■ What is being asked:
Using the records that follow, reproduce exactly the lines starting at the line containing "Reproduce this table" and ending at the line containing "import React from". Include both end lines and no pictures.

■ Dataset entries:

- - - - -

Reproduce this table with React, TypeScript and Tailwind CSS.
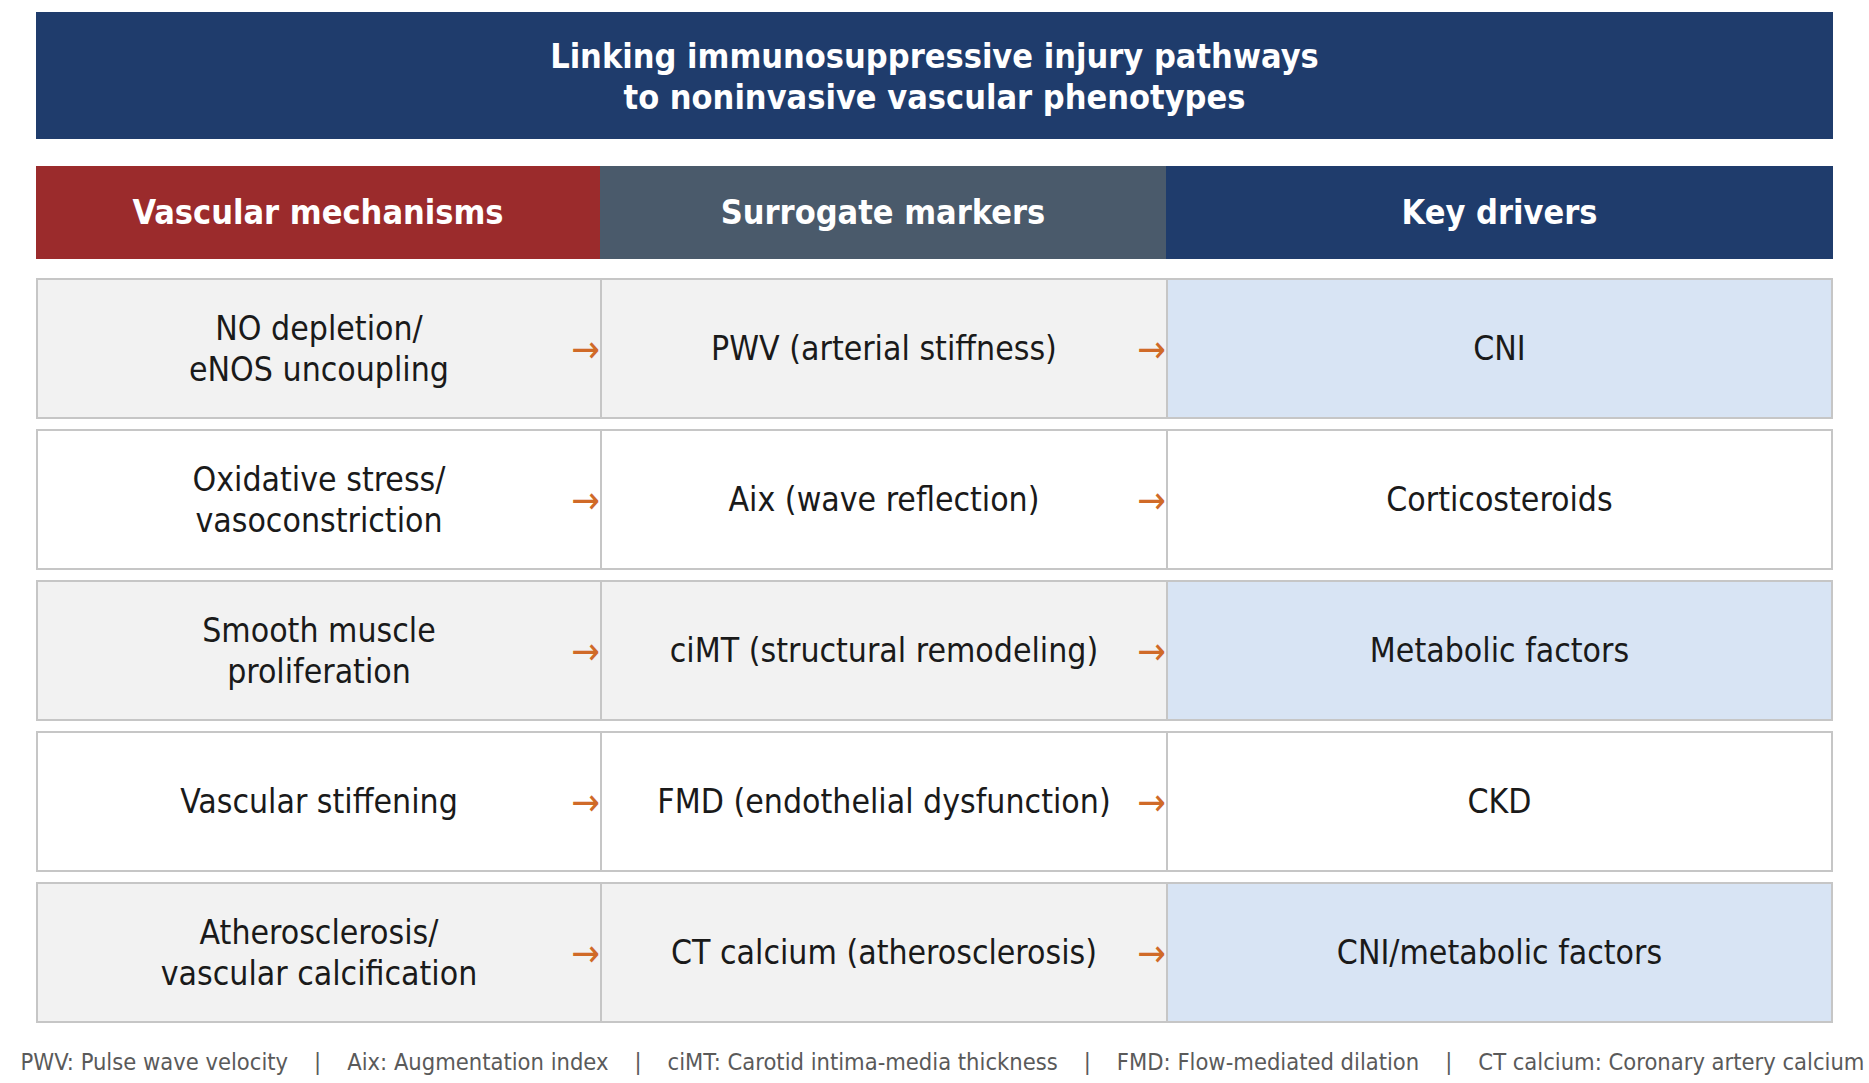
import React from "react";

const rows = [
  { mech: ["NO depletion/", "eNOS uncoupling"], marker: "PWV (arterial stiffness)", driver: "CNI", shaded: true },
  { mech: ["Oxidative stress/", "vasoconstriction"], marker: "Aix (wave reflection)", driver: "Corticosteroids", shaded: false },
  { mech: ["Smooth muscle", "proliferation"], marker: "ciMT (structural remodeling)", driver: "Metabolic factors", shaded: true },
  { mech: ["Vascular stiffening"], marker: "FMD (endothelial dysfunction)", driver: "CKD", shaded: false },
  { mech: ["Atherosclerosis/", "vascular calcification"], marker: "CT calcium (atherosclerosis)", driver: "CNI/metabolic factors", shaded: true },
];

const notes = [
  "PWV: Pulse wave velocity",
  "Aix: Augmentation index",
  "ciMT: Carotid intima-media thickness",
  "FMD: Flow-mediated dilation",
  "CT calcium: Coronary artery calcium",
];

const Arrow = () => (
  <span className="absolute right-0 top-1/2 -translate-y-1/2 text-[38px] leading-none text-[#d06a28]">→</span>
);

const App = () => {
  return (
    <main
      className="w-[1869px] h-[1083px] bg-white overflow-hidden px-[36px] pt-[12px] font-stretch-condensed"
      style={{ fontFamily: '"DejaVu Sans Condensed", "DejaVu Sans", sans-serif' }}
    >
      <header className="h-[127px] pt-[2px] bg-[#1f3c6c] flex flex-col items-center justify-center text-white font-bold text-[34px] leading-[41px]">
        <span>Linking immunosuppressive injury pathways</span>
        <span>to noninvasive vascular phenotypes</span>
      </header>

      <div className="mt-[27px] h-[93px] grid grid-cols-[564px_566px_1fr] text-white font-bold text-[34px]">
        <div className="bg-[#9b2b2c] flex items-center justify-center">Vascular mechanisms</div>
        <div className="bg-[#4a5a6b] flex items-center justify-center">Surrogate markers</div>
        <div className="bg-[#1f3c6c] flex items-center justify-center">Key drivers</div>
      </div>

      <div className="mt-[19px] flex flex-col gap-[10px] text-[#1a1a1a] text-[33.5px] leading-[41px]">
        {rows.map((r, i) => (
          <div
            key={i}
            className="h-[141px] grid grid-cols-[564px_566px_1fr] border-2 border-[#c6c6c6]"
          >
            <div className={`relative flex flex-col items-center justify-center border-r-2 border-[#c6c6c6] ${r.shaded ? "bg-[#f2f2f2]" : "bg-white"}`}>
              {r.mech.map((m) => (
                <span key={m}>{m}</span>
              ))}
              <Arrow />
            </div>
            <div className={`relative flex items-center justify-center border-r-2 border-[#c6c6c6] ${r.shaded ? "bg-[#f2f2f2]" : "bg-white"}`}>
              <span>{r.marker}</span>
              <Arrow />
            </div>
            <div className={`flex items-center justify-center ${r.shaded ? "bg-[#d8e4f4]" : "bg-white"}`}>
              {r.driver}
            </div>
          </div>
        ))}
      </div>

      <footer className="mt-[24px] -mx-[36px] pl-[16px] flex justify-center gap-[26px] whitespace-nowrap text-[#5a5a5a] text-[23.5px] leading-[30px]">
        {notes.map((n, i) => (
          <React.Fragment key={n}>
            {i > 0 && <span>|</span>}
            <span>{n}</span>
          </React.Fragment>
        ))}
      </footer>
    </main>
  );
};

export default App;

- - - - -

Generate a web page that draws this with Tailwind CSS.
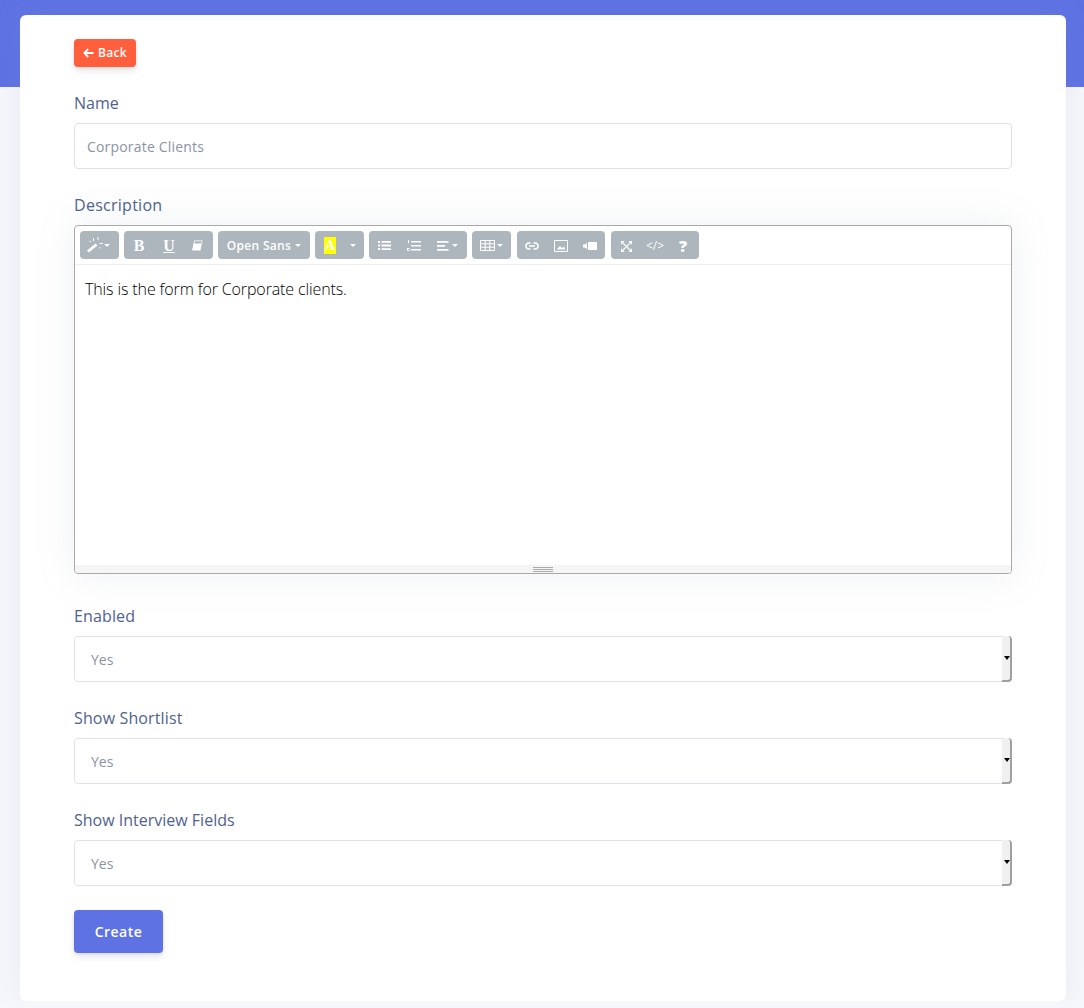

- - - - -

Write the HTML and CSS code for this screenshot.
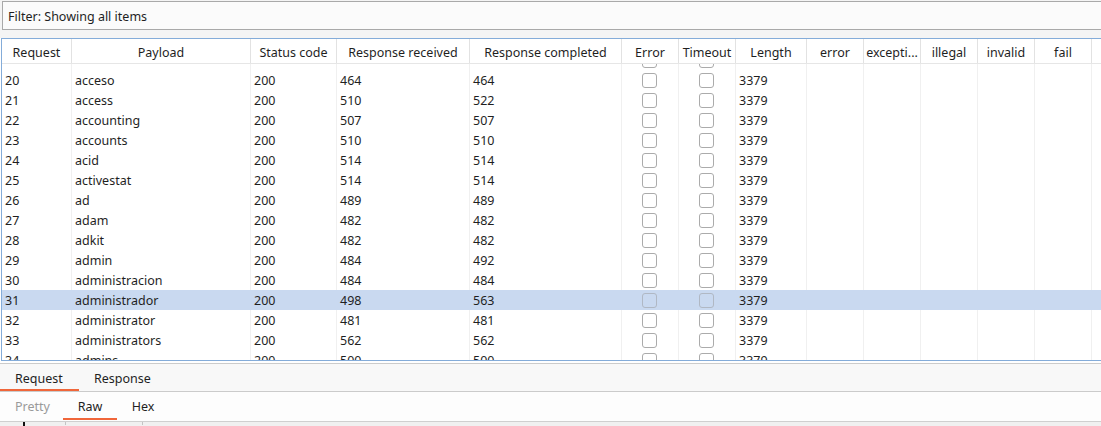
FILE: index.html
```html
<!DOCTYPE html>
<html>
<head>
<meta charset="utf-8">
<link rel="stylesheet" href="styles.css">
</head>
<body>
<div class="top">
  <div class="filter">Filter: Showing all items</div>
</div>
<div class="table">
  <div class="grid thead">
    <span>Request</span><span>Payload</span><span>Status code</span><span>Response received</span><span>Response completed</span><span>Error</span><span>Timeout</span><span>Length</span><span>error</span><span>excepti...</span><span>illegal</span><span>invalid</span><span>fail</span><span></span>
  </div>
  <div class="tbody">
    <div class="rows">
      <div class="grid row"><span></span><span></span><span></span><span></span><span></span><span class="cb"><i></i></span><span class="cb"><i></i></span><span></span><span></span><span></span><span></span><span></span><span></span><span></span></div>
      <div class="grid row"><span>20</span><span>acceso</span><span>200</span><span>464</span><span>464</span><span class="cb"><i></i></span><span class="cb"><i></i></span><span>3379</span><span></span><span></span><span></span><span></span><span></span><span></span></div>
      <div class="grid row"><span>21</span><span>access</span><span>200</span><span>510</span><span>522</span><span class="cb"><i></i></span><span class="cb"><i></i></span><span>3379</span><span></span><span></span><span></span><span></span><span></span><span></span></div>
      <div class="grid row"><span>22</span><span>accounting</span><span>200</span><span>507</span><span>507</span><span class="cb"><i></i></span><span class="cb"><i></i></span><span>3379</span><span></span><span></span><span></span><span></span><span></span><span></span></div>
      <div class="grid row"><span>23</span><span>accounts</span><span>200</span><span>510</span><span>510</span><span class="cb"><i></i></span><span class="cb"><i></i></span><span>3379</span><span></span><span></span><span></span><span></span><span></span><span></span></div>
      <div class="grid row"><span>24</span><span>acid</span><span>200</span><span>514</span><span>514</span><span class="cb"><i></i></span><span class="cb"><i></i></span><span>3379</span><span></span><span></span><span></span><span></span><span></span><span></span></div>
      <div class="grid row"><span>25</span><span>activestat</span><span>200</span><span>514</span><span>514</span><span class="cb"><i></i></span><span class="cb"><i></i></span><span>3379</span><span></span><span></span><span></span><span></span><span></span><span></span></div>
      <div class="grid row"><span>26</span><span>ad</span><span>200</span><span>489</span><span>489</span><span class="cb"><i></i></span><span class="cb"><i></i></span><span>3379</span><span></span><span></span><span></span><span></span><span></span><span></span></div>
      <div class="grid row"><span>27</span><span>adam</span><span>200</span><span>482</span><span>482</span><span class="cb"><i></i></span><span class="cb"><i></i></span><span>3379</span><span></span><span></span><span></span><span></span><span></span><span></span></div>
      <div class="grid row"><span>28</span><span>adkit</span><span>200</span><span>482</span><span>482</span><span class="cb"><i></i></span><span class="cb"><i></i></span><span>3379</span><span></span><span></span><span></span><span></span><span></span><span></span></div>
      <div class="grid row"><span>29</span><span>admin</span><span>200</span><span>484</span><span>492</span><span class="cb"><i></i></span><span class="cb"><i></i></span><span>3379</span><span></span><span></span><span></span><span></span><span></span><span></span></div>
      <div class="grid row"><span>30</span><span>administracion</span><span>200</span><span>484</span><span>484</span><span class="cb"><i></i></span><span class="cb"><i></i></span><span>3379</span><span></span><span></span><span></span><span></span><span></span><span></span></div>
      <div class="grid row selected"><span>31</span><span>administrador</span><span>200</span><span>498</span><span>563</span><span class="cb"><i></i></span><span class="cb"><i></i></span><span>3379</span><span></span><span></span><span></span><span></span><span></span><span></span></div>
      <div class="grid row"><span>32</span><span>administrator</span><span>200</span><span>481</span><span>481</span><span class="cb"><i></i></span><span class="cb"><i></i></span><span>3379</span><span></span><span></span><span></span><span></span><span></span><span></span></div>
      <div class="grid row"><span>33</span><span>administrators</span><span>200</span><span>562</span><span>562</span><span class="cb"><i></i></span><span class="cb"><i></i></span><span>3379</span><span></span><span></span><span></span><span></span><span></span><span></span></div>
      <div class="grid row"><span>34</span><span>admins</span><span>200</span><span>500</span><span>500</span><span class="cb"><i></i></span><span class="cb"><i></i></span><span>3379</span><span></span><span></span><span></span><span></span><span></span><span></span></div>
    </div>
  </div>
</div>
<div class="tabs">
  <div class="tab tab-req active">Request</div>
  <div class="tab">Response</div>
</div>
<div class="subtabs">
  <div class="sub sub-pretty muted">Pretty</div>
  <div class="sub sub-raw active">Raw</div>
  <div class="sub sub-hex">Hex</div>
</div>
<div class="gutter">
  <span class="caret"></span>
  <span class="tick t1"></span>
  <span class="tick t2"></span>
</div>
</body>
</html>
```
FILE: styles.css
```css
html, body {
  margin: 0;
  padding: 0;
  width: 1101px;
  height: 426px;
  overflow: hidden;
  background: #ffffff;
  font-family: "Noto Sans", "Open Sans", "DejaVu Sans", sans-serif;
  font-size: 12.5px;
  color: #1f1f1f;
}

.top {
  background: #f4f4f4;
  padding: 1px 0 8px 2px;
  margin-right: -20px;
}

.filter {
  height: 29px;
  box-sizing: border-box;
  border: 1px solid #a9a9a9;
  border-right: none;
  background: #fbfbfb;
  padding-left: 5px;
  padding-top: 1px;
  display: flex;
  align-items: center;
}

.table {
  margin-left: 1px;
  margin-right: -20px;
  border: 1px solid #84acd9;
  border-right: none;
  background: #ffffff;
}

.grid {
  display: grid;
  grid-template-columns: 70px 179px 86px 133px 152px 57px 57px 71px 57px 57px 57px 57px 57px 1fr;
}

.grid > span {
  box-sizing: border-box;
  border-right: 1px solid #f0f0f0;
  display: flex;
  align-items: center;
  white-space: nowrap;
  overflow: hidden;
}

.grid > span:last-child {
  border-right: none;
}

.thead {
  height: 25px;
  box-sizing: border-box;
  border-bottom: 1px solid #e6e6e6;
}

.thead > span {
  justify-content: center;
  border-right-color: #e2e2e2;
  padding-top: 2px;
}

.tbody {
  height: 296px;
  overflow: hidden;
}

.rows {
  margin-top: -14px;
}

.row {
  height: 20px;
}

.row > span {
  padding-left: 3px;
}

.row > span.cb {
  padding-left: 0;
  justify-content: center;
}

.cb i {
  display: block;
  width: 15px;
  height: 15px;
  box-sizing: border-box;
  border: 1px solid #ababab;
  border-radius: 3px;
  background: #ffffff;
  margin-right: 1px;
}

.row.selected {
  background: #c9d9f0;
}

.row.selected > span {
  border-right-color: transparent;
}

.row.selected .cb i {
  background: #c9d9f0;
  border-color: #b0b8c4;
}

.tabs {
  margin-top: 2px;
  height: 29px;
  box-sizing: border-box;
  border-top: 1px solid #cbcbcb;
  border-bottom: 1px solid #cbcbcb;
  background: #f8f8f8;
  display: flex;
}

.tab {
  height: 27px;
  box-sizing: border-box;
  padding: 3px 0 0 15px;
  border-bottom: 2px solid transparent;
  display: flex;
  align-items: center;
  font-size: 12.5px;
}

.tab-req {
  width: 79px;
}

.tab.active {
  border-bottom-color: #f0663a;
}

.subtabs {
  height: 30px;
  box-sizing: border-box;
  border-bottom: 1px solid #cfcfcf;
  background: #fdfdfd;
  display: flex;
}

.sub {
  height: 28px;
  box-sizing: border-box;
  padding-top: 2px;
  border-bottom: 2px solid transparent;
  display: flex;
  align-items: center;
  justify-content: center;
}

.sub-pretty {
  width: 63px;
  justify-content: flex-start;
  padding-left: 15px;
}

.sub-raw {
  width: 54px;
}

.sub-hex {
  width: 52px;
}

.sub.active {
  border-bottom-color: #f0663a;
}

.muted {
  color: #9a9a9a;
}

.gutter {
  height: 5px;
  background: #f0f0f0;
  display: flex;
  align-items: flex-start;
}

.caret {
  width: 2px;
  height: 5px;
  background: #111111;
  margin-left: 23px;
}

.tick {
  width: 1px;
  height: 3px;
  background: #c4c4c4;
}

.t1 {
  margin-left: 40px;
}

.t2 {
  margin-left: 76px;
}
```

- - - - -

■ Final result:
Reproduce this table with React, TypeScript and Tailwind CSS.
import React from "react";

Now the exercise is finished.